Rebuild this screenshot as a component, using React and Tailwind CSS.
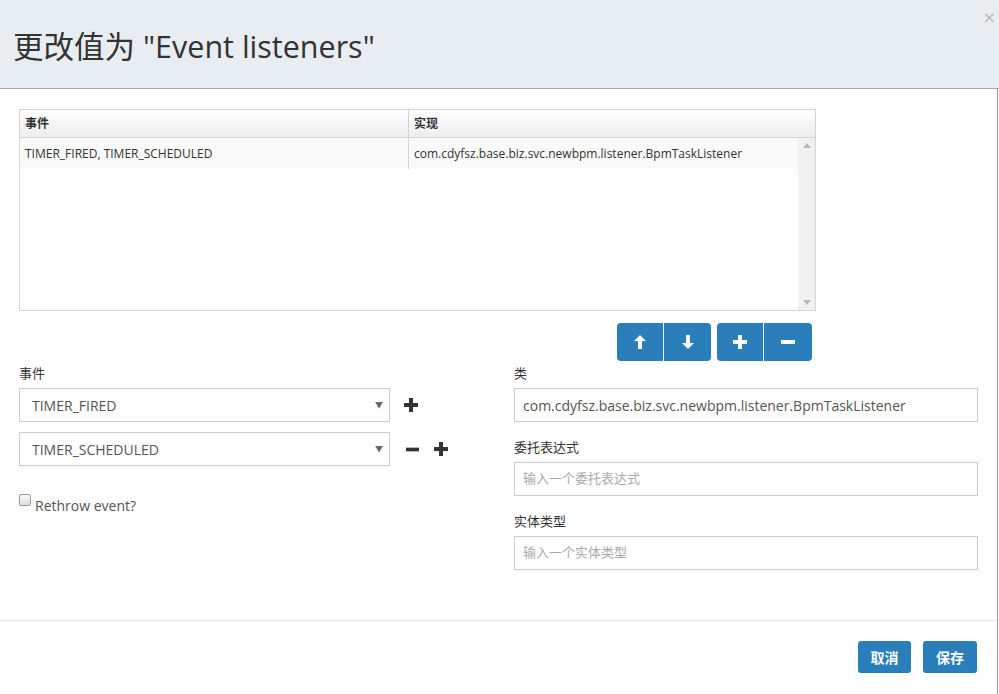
import React from "react";

const FONT = '"Open Sans", "Noto Sans CJK SC", sans-serif';

function PlusIcon({ size = 14, color = "#333" }) {
  return (
    <svg width={size} height={size} viewBox="0 0 14 14">
      <rect x="5" y="0" width="4" height="14" fill={color} />
      <rect x="0" y="5" width="14" height="4" fill={color} />
    </svg>
  );
}

function MinusIcon({ size = 14, color = "#333" }) {
  return (
    <svg width={size} height={size} viewBox="0 0 14 14">
      <rect x="0" y="5" width="14" height="4" fill={color} />
    </svg>
  );
}

function ArrowIcon({ down = false }) {
  return (
    <svg width="12" height="14" viewBox="0 0 12 14" className={down ? "rotate-180" : ""}>
      <path d="M6 0 L12 6 L8 6 L8 14 L4 14 L4 6 L0 6 Z" fill="#fff" />
    </svg>
  );
}

function Select({ value }) {
  return (
    <div className="w-[371px] h-[34px] border border-[#ccc] flex items-center justify-between pl-[12px] pr-[6px] text-[14px] text-[#555]">
      <span>{value}</span>
      <span className="text-[8px] text-[#666]">▼</span>
    </div>
  );
}

function Field({ label, value, placeholder }) {
  return (
    <div className="flex flex-col">
      <div className="h-[20px] text-[13px] text-[#333] leading-[20px] -mt-[6px] mb-[5px]">{label}</div>
      <div className="w-[464px] h-[34px] border border-[#ccc] flex items-center px-[8px] text-[14px]">
        {value ? (
          <span className="text-[#555]">{value}</span>
        ) : (
          <span className="text-[#a9a9a9] text-[13px]">{placeholder}</span>
        )}
      </div>
    </div>
  );
}

export default function App() {
  return (
    <div className="w-[999px] h-[694px] bg-white overflow-hidden" style={{ fontFamily: FONT }}>
      {/* Header */}
      <div className="relative h-[89px] bg-[#e8edf1] border-b border-[#a3aab0] flex items-center pl-[13px] pt-[6px]">
        <h1 className="text-[30.5px] text-[#333] font-normal">更改值为 "Event listeners"</h1>
        <span className="absolute right-[4px] top-[8px] text-[20px] leading-none text-[#b3b8bd]">×</span>
      </div>

      {/* Body */}
      <div className="w-[998px] h-[605px] border-r border-[#9a9a9a] flex flex-col">
        <div className="pl-[19px] pt-[20px] h-[531px]">
          {/* Table */}
          <div className="w-[797px] border border-[#d4d4d4]">
            <div className="flex h-[28px] bg-linear-to-b from-white to-[#ededed] border-b border-[#d4d4d4] text-[12px] font-bold text-[#333]">
              <div className="w-[389px] border-r border-[#d4d4d4] flex items-center px-[5px]">事件</div>
              <div className="flex-1 flex items-center px-[5px]">实现</div>
            </div>
            <div className="flex h-[172px]">
              <div className="flex-1">
                <div className="flex h-[31px] bg-[#fafafa] text-[12px] text-[#333]">
                  <div className="w-[389px] border-r border-[#d4d4d4] flex items-center px-[5px]">TIMER_FIRED, TIMER_SCHEDULED</div>
                  <div className="flex-1 flex items-center px-[5px]">com.cdyfsz.base.biz.svc.newbpm.listener.BpmTaskListener</div>
                </div>
              </div>
              <div className="w-[17px] bg-[#f1f1f1] flex flex-col justify-between items-center py-[5px]">
                <svg width="8" height="5" viewBox="0 0 8 5"><path d="M4 0 L8 5 L0 5 Z" fill="#b5b5b5" /></svg>
                <svg width="8" height="5" viewBox="0 0 8 5"><path d="M0 0 L8 0 L4 5 Z" fill="#b5b5b5" /></svg>
              </div>
            </div>
          </div>

          {/* Toolbar buttons */}
          <div className="w-[797px] flex justify-end gap-[6px] pr-[4px] mt-[12px]">
            <div className="flex h-[38px] rounded-[4px] overflow-hidden bg-[#2a7fba]">
              <div className="w-[47px] flex items-center justify-center border-r border-white"><ArrowIcon /></div>
              <div className="w-[47px] flex items-center justify-center"><ArrowIcon down /></div>
            </div>
            <div className="flex h-[38px] rounded-[4px] overflow-hidden bg-[#2a7fba]">
              <div className="w-[47px] flex items-center justify-center border-r border-white"><PlusIcon size={14} color="#fff" /></div>
              <div className="w-[48px] flex items-center justify-center"><MinusIcon size={14} color="#fff" /></div>
            </div>
          </div>

          {/* Form */}
          <div className="flex mt-[8px]">
            <div className="w-[495px] flex flex-col">
              <div className="h-[20px] text-[13px] text-[#333] leading-[20px] -mt-[6px] mb-[5px]">事件</div>
              <div className="flex items-center">
                <Select value="TIMER_FIRED" />
                <div className="ml-[14px]"><PlusIcon size={14} /></div>
              </div>
              <div className="flex items-center mt-[10px]">
                <Select value="TIMER_SCHEDULED" />
                <div className="ml-[16px]"><MinusIcon size={13} /></div>
                <div className="ml-[15px]"><PlusIcon size={14} /></div>
              </div>
              <div className="flex items-end mt-[28px]">
                <div className="w-[12px] h-[12px] border border-[#999] rounded-[2px] bg-linear-to-b from-[#fafafa] to-[#dedede] mb-[10px]" />
                <span className="ml-[4px] text-[14px] text-[#555] leading-[20px]">Rethrow event?</span>
              </div>
            </div>
            <div className="flex flex-col gap-[21px]">
              <Field label="类" value="com.cdyfsz.base.biz.svc.newbpm.listener.BpmTaskListener" />
              <Field label="委托表达式" placeholder="输入一个委托表达式" />
              <Field label="实体类型" placeholder="输入一个实体类型" />
            </div>
          </div>
        </div>

        {/* Footer */}
        <div className="border-t border-[#e2e2e2] flex justify-end gap-[12px] pt-[20px] pr-[20px]">
          <button className="w-[53px] h-[32px] rounded-[3px] bg-[#2a7fba] text-white text-[14px] font-bold">取消</button>
          <button className="w-[54px] h-[32px] rounded-[3px] bg-[#2a7fba] text-white text-[14px] font-bold">保存</button>
        </div>
      </div>
    </div>
  );
}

-- -- --

▸ AIM OF THE EXERCISE
Write out the full set of lines verbatim, without the pictures.

▸ FINAL ANSWER
Rebuild this screenshot as a component, using React and Tailwind CSS.
import React from "react";

const FONT = '"Open Sans", "Noto Sans CJK SC", sans-serif';

function PlusIcon({ size = 14, color = "#333" }) {
  return (
    <svg width={size} height={size} viewBox="0 0 14 14">
      <rect x="5" y="0" width="4" height="14" fill={color} />
      <rect x="0" y="5" width="14" height="4" fill={color} />
    </svg>
  );
}

function MinusIcon({ size = 14, color = "#333" }) {
  return (
    <svg width={size} height={size} viewBox="0 0 14 14">
      <rect x="0" y="5" width="14" height="4" fill={color} />
    </svg>
  );
}

function ArrowIcon({ down = false }) {
  return (
    <svg width="12" height="14" viewBox="0 0 12 14" className={down ? "rotate-180" : ""}>
      <path d="M6 0 L12 6 L8 6 L8 14 L4 14 L4 6 L0 6 Z" fill="#fff" />
    </svg>
  );
}

function Select({ value }) {
  return (
    <div className="w-[371px] h-[34px] border border-[#ccc] flex items-center justify-between pl-[12px] pr-[6px] text-[14px] text-[#555]">
      <span>{value}</span>
      <span className="text-[8px] text-[#666]">▼</span>
    </div>
  );
}

function Field({ label, value, placeholder }) {
  return (
    <div className="flex flex-col">
      <div className="h-[20px] text-[13px] text-[#333] leading-[20px] -mt-[6px] mb-[5px]">{label}</div>
      <div className="w-[464px] h-[34px] border border-[#ccc] flex items-center px-[8px] text-[14px]">
        {value ? (
          <span className="text-[#555]">{value}</span>
        ) : (
          <span className="text-[#a9a9a9] text-[13px]">{placeholder}</span>
        )}
      </div>
    </div>
  );
}

export default function App() {
  return (
    <div className="w-[999px] h-[694px] bg-white overflow-hidden" style={{ fontFamily: FONT }}>
      {/* Header */}
      <div className="relative h-[89px] bg-[#e8edf1] border-b border-[#a3aab0] flex items-center pl-[13px] pt-[6px]">
        <h1 className="text-[30.5px] text-[#333] font-normal">更改值为 "Event listeners"</h1>
        <span className="absolute right-[4px] top-[8px] text-[20px] leading-none text-[#b3b8bd]">×</span>
      </div>

      {/* Body */}
      <div className="w-[998px] h-[605px] border-r border-[#9a9a9a] flex flex-col">
        <div className="pl-[19px] pt-[20px] h-[531px]">
          {/* Table */}
          <div className="w-[797px] border border-[#d4d4d4]">
            <div className="flex h-[28px] bg-linear-to-b from-white to-[#ededed] border-b border-[#d4d4d4] text-[12px] font-bold text-[#333]">
              <div className="w-[389px] border-r border-[#d4d4d4] flex items-center px-[5px]">事件</div>
              <div className="flex-1 flex items-center px-[5px]">实现</div>
            </div>
            <div className="flex h-[172px]">
              <div className="flex-1">
                <div className="flex h-[31px] bg-[#fafafa] text-[12px] text-[#333]">
                  <div className="w-[389px] border-r border-[#d4d4d4] flex items-center px-[5px]">TIMER_FIRED, TIMER_SCHEDULED</div>
                  <div className="flex-1 flex items-center px-[5px]">com.cdyfsz.base.biz.svc.newbpm.listener.BpmTaskListener</div>
                </div>
              </div>
              <div className="w-[17px] bg-[#f1f1f1] flex flex-col justify-between items-center py-[5px]">
                <svg width="8" height="5" viewBox="0 0 8 5"><path d="M4 0 L8 5 L0 5 Z" fill="#b5b5b5" /></svg>
                <svg width="8" height="5" viewBox="0 0 8 5"><path d="M0 0 L8 0 L4 5 Z" fill="#b5b5b5" /></svg>
              </div>
            </div>
          </div>

          {/* Toolbar buttons */}
          <div className="w-[797px] flex justify-end gap-[6px] pr-[4px] mt-[12px]">
            <div className="flex h-[38px] rounded-[4px] overflow-hidden bg-[#2a7fba]">
              <div className="w-[47px] flex items-center justify-center border-r border-white"><ArrowIcon /></div>
              <div className="w-[47px] flex items-center justify-center"><ArrowIcon down /></div>
            </div>
            <div className="flex h-[38px] rounded-[4px] overflow-hidden bg-[#2a7fba]">
              <div className="w-[47px] flex items-center justify-center border-r border-white"><PlusIcon size={14} color="#fff" /></div>
              <div className="w-[48px] flex items-center justify-center"><MinusIcon size={14} color="#fff" /></div>
            </div>
          </div>

          {/* Form */}
          <div className="flex mt-[8px]">
            <div className="w-[495px] flex flex-col">
              <div className="h-[20px] text-[13px] text-[#333] leading-[20px] -mt-[6px] mb-[5px]">事件</div>
              <div className="flex items-center">
                <Select value="TIMER_FIRED" />
                <div className="ml-[14px]"><PlusIcon size={14} /></div>
              </div>
              <div className="flex items-center mt-[10px]">
                <Select value="TIMER_SCHEDULED" />
                <div className="ml-[16px]"><MinusIcon size={13} /></div>
                <div className="ml-[15px]"><PlusIcon size={14} /></div>
              </div>
              <div className="flex items-end mt-[28px]">
                <div className="w-[12px] h-[12px] border border-[#999] rounded-[2px] bg-linear-to-b from-[#fafafa] to-[#dedede] mb-[10px]" />
                <span className="ml-[4px] text-[14px] text-[#555] leading-[20px]">Rethrow event?</span>
              </div>
            </div>
            <div className="flex flex-col gap-[21px]">
              <Field label="类" value="com.cdyfsz.base.biz.svc.newbpm.listener.BpmTaskListener" />
              <Field label="委托表达式" placeholder="输入一个委托表达式" />
              <Field label="实体类型" placeholder="输入一个实体类型" />
            </div>
          </div>
        </div>

        {/* Footer */}
        <div className="border-t border-[#e2e2e2] flex justify-end gap-[12px] pt-[20px] pr-[20px]">
          <button className="w-[53px] h-[32px] rounded-[3px] bg-[#2a7fba] text-white text-[14px] font-bold">取消</button>
          <button className="w-[54px] h-[32px] rounded-[3px] bg-[#2a7fba] text-white text-[14px] font-bold">保存</button>
        </div>
      </div>
    </div>
  );
}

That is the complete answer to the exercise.